Promo for Curio Theatre’s “Slaughterhouse-Five”

I hadn’t planned to do a promo for the play. But the book’s been a favorite for years. Anyway, I was looking at Kyle Cassidy’s photography for the play (http://kylecassidy.livejournal.com/691978.html), and I really liked the blood spatters on the play’s title. I thought about the book’s opening line, and it wasn’t long before I got the idea of showing it in nonsequential bits to echo Billy Pilgrim’s progress.

And best of all, it wouldn’t require videotaping a performance. Most of the work could be done on the desktop.

So how’d I do it? I typed up the sentence, using Kyle’s font (Futura Bold, a fave of Kubrick’s, too). I cropped it to a few letters, and then rolled the crops horizontally so I had a clip where the words were shown across the screen, like this mechanical speed-reading things we had in my middle school. I took this clip, and then sliced it into bits and scrambled them around.

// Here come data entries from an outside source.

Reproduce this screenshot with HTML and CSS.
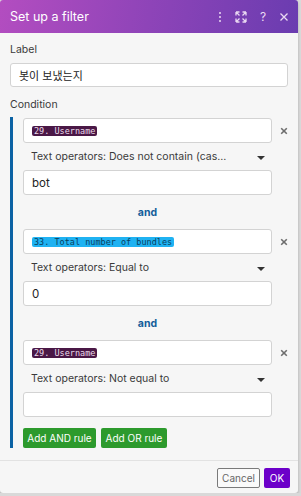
FILE: index.html
```html
<!doctype html>
<html lang="ko">
<head>
<meta charset="utf-8">
<meta name="viewport" content="width=device-width, initial-scale=1">
<title>Set up a filter</title>
<link rel="stylesheet" href="styles.css">
</head>
<body>

<div class="dialog">
	<div class="dialog-head">
		<h1>Set up a filter</h1>
		<div class="head-icons">
			<svg width="10" height="12" viewBox="0 0 10 12"><circle cx="5" cy="2" r="1"/><circle cx="5" cy="6" r="1"/><circle cx="5" cy="10" r="1"/></svg>
			<svg width="12" height="12" viewBox="0 0 12 12" class="stroke"><path d="M1 1h3.5M1 1v3.5M1 1l3.5 3.5M11 1h-3.5M11 1v3.5M11 1l-3.5 3.5M1 11h3.5M1 11v-3.5M1 11l3.5-3.5M11 11h-3.5M11 11v-3.5M11 11l-3.5-3.5"/></svg>
			<span class="q">?</span>
			<svg width="10" height="10" viewBox="0 0 10 10" class="stroke"><path d="M1.5 1.5l7 7M8.5 1.5l-7 7"/></svg>
		</div>
	</div>

	<div class="dialog-body">
		<div class="field-label">Label</div>
		<div class="input korean">봇이 보냈는지</div>

		<div class="field-label condition-label">Condition</div>

		<div class="condition">
			<div class="rule">
				<div class="rule-row">
					<div class="input operand"><span class="pill pill--purple">29. Username</span></div>
					<svg class="remove" width="10" height="10" viewBox="0 0 10 10"><path d="M1.5 1.5l7 7M8.5 1.5l-7 7"/></svg>
				</div>
				<div class="operator">Text operators: Does not contain (cas...<span class="caret"></span></div>
				<div class="input operand">bot</div>
			</div>

			<div class="joiner">and</div>

			<div class="rule">
				<div class="rule-row">
					<div class="input operand"><span class="pill pill--cyan">33. Total number of bundles</span></div>
					<svg class="remove" width="10" height="10" viewBox="0 0 10 10"><path d="M1.5 1.5l7 7M8.5 1.5l-7 7"/></svg>
				</div>
				<div class="operator">Text operators: Equal to<span class="caret"></span></div>
				<div class="input operand">0</div>
			</div>

			<div class="joiner">and</div>

			<div class="rule">
				<div class="rule-row">
					<div class="input operand"><span class="pill pill--purple">29. Username</span></div>
					<svg class="remove" width="10" height="10" viewBox="0 0 10 10"><path d="M1.5 1.5l7 7M8.5 1.5l-7 7"/></svg>
				</div>
				<div class="operator">Text operators: Not equal to<span class="caret"></span></div>
				<div class="input operand"></div>
			</div>

			<div class="rule-buttons">
				<button type="button" class="btn-green add-and">Add AND rule</button>
				<button type="button" class="btn-green add-or">Add OR rule</button>
			</div>
		</div>
	</div>

	<div class="dialog-foot">
		<button type="button" class="btn-cancel">Cancel</button>
		<button type="button" class="btn-ok">OK</button>
	</div>
</div>

</body>
</html>
```

FILE: styles.css
```css
body {
	margin: 0;
	padding: 0;
	background: #d9d9d9;
	font-family: 'Inter', 'Noto Sans', 'Noto Sans CJK KR', sans-serif;
	font-size: 10.5px;
	color: #3a3a3a;
}

.dialog {
	width: 298px;
	height: 493px;
	background: #f6f6f6;
	border-radius: 3px;
	box-shadow: 0 2px 3px rgba(0, 0, 0, 0.2);
	display: flex;
	flex-direction: column;
	overflow: hidden;
}

.dialog-head {
	height: 33px;
	flex: none;
	display: flex;
	align-items: center;
	justify-content: space-between;
	padding: 0 9px 0 10px;
	background: linear-gradient(100deg, #b34dc0 0%, #8e44b8 50%, #6a3cb0 100%);
}

h1 {
	margin: 0;
	font-size: 12.5px;
	font-weight: 400;
	color: #fff;
}

.head-icons {
	display: flex;
	align-items: center;
	gap: 10px;
}
.head-icons svg {
	fill: #ead9f2;
}
.head-icons .stroke {
	fill: none;
	stroke: #ead9f2;
	stroke-width: 1.3;
}
.head-icons .q {
	width: 12px;
	text-align: center;
	font-size: 12px;
	color: #ead9f2;
}

.dialog-body {
	flex: 1;
	padding: 10px 10px 0;
}

.field-label {
	line-height: 14px;
	margin-bottom: 6px;
}

.condition-label {
	margin-top: 11px;
	margin-bottom: 5px;
}

.input {
	box-sizing: border-box;
	height: 24px;
	background: #fff;
	border: 1px solid #d3d3d3;
	border-radius: 3px;
	display: flex;
	align-items: center;
	padding: 0 8px;
	font-size: 11.5px;
	color: #222;
}
.korean {
	font-family: 'Noto Sans CJK KR', sans-serif;
	font-size: 11px;
}

.condition {
	border-left: 3px solid #0b62a4;
	padding: 1px 0 0 10px;
}

.rule-row {
	display: flex;
	align-items: center;
}

.operand {
	width: 249px;
	height: 25px;
	flex: none;
}

.remove {
	margin-left: 8px;
	fill: none;
	stroke: #6d6d6d;
	stroke-width: 2;
}

.pill {
	font-family: 'DejaVu Sans Mono', monospace;
	font-size: 8.5px;
	line-height: 10px;
	padding: 0 2px;
	border-radius: 2px;
}
.pill--purple {
	background: #4a1846;
	color: #eadcea;
}
.pill--cyan {
	background: #1fb2f2;
	color: #0a3f5e;
}

.operator {
	width: 249px;
	box-sizing: border-box;
	height: 27px;
	display: flex;
	align-items: center;
	justify-content: space-between;
	padding: 0 7px 0 8px;
}

.caret {
	width: 0;
	height: 0;
	border-left: 4px solid transparent;
	border-right: 4px solid transparent;
	border-top: 4px solid #333;
	margin-top: 2px;
}

.joiner {
	width: 249px;
	height: 34px;
	display: flex;
	align-items: center;
	justify-content: center;
	font-weight: 700;
	color: #135d9a;
}

.rule-buttons {
	display: flex;
	gap: 5px;
	margin-top: 11px;
}

button {
	font-family: inherit;
	font-size: 10px;
	height: 20px;
	padding: 0;
	border-radius: 2px;
	cursor: pointer;
}

.btn-green {
	border: none;
	background: #2d9a2d;
	color: #fff;
}
.add-and {
	width: 73px;
}
.add-or {
	width: 66px;
}

.dialog-foot {
	flex: none;
	margin-top: 12px;
	border-top: 1px solid #e2e2e2;
	display: flex;
	justify-content: flex-end;
	gap: 4px;
	padding: 7px 8px 6px;
}

.btn-cancel {
	width: 43px;
	background: #fafafa;
	border: 1px solid #7a7a7a;
	color: #666;
}

.btn-ok {
	width: 26px;
	border: none;
	background: #6c00c9;
	color: #fff;
}
```
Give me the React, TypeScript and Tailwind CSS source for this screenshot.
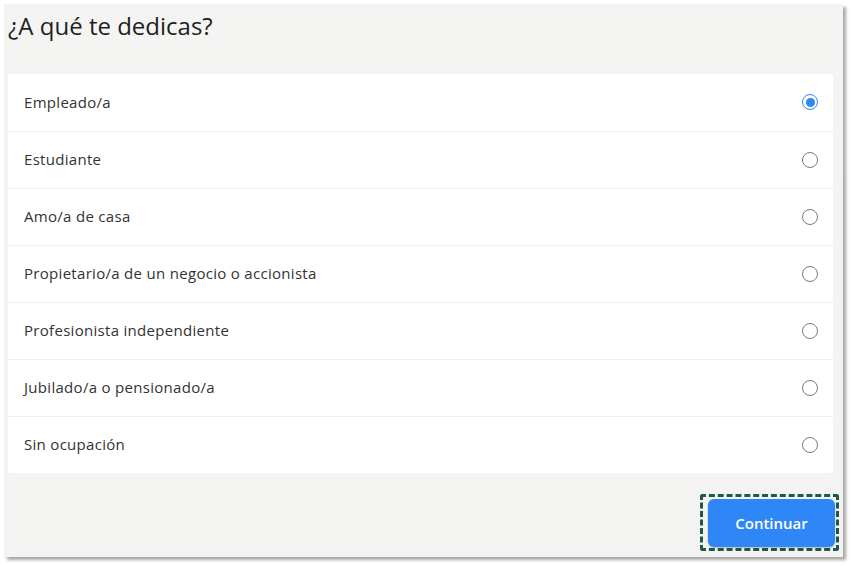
import { useState } from "react"

const options = [
  "Empleado/a",
  "Estudiante",
  "Amo/a de casa",
  "Propietario/a de un negocio o accionista",
  "Profesionista independiente",
  "Jubilado/a o pensionado/a",
  "Sin ocupación",
]

export default function App() {
  const [selected, setSelected] = useState(0)

  return (
    <div className="w-[854px] h-[566px] bg-white pl-[4px] pt-[4px] font-['Open_Sans',sans-serif]">
      <div className="w-[839px] h-[553px] bg-gradient-to-b from-[#f4f4f2] to-[#f3f3f1] shadow-[3px_3px_3px_rgba(0,0,0,0.35)] px-[4px] flex flex-col">
        {/* Título */}
        <div className="h-[70px] pt-[6px]">
          <h1 className="text-[24px] leading-[32px] text-[#1f1f1f]">¿A qué te dedicas?</h1>
        </div>

        {/* Opciones */}
        <div className="w-[825px] bg-white rounded-[3px]">
          {options.map((label, i) => (
            <label
              key={label}
              onClick={() => setSelected(i)}
              className={
                "flex items-center justify-between h-[57px] pl-[16px] pr-[15px] pb-[1px] cursor-pointer " +
                (i > 0 ? "border-t border-[#efefef]" : "")
              }
            >
              <span className="text-[15px] tracking-[0.3px] text-[#333333]">{label}</span>
              {selected === i ? (
                <span className="w-[16px] h-[16px] rounded-full border-[1.5px] border-[#2f88f2] flex items-center justify-center">
                  <span className="w-[9px] h-[9px] rounded-full bg-[#2f88f2]" />
                </span>
              ) : (
                <span className="w-[16px] h-[16px] rounded-full border border-[#7a7a7a]" />
              )}
            </label>
          ))}
        </div>

        {/* Botón */}
        <div className="flex justify-end pt-[21px]">
          <div className="border-[3px] border-dashed border-[#1d5a4c] pl-[5px] pr-[1px] pt-[2px] pb-[1px] rounded-[3px]">
            <button className="w-[127px] h-[48px] rounded-[6px] bg-[#2f86f6] text-white text-[15px] font-semibold shadow-[0_1px_2px_rgba(0,0,0,0.25)]">
              Continuar
            </button>
          </div>
        </div>
      </div>
    </div>
  )
}
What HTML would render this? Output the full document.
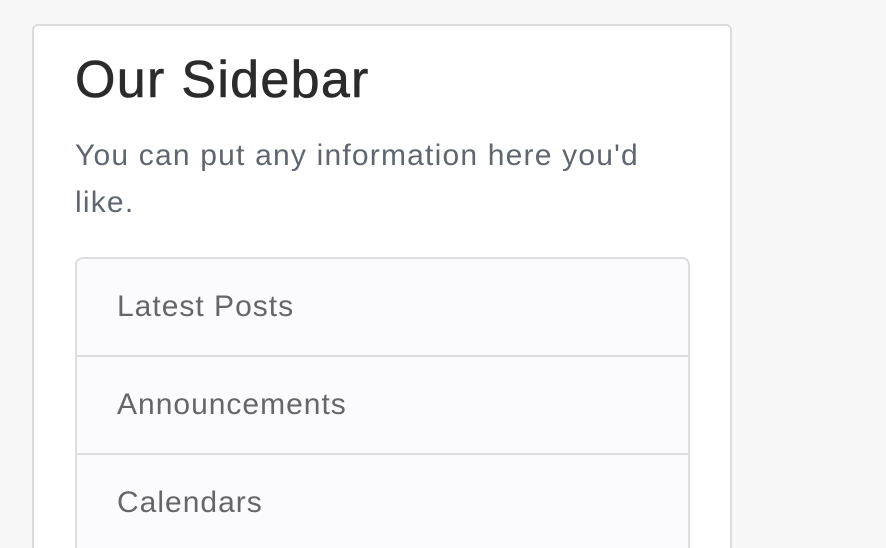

I ran the draft past Curio, who liked it, and I said I’d like to do a soundtrack of the actors reciting lines from the play– some major, some innocuous, some mysterious. I had this idea of having the sound build like the crescendo in “A Day in the Life,” but we didn’t have licensed sound effects. Each actor also recited Vonnegut’s signature line, “So it goes,” so that had to be used at some point.

I’d originally wanted the words “Slaughterhouse-Five” appear with no sound, or maybe that bird tweeting. But Ken Opdenaker’s line about knowing your address was a great choice, and here, it seemed as though “Slaughterhouse-Five” was the address of the whole twentieth century.